Hope, it turned out, wasn’t always enough. The average pigeon survival rate wasn’t exactly comforting. Enemy snipers, bad weather, disorientation from explosions—all posed serious risks. Some pigeons were so important they flew with decoys or under the cover of darkness. Others, tragically, didn’t make it. But those who did were honoured. Some even have gravestones.
Pigeon training was no casual Sunday hobby either. The military took it very seriously. Birds were trained from a young age, often using gradually increasing distances. If you think your dog can do tricks, try teaching a bird to fly from the frontlines of Belgium to a barn in Kent through artillery fire. And the pigeons did it. Again and again.
It wasn’t just messages, either. Pigeons were occasionally used for aerial photography. Tiny cameras were strapped to their bodies, set to automatically take pictures at regular intervals. The results were, admittedly, mixed. Some photos were blurred, others mysteriously missing (perhaps the birds objected to the invasion of privacy), but the idea was ingenious. Long before drones, there were pigeons with GoPros.
The post-war years were surprisingly generous to our avian veterans. Monuments were built, medals were awarded, and some pigeons found peaceful retirement in coops far from the front. The Dickin Medal, created in 1943 to honour animal bravery in wartime, was awarded retroactively to several WWI birds. Cher Ami, of course, remains the most famous, displayed at the Smithsonian with a haunting glassy stare and a tag that reads like an epic poem.
But the world moved on. Radios got better. Humans got worse. By the time WWII rolled around, pigeons were still used, but they were slowly being phased out in favour of newer tech. Satellites, encryption, instant communication—the marvels of modern warfare made feathered couriers seem quaint. And yet, they remained in service longer than you might think. The British Army officially disbanded its pigeon service in 1957.

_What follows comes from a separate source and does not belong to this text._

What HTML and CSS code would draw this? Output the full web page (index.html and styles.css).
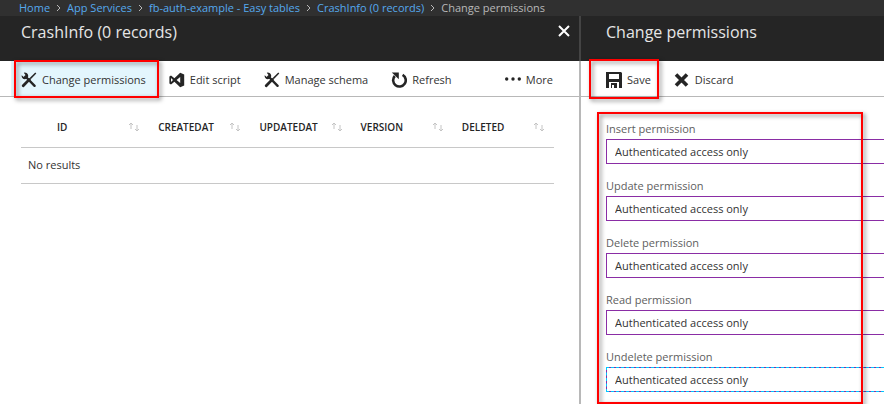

Some will tell you it was sentimentality that kept the pigeons around so long. Others argue that it was simply because, despite our best efforts, nothing ever quite beat a homing pigeon for reliability in chaos. No batteries, no interference, no enemy hacking. Just a beak, a sense of direction, and a job to do.
There’s a poetic irony in it. The war to end all wars, fought with tanks, gas, and machine guns, ended up relying on birds to get the message through. Humanity’s faith in progress outpaced its actual abilities, and so it leaned on nature to bail it out. The birdbrain turned out to be a war hero.
Next time you see a pigeon loitering around a train station or dive-bombing a baguette, spare a thought. Somewhere in its ancestry, there might be a medal-winning spy who flew through shellfire to save hundreds. Maybe not. But maybe. And even if not, let them have their crumbs. They earned them.
And while we’re at it, let’s raise a toast (or a bit of crust) to the strange, fluttering footnotes of history. The feathered agents who asked no questions, told no lies, and delivered the goods when all else failed. No fuss, no feathers ruffled—unless you shot them, which happened more than anyone likes to admit.
Feathered agents with impeccable navigation skills. Not a phrase you expect in a tale of mustard gas and no-man’s-land. But that’s war for you. Bloody, baffling, and occasionally beautiful in its absurdity. And the pigeons? They were there, every coo and flap, doing what they did best. Getting the message home.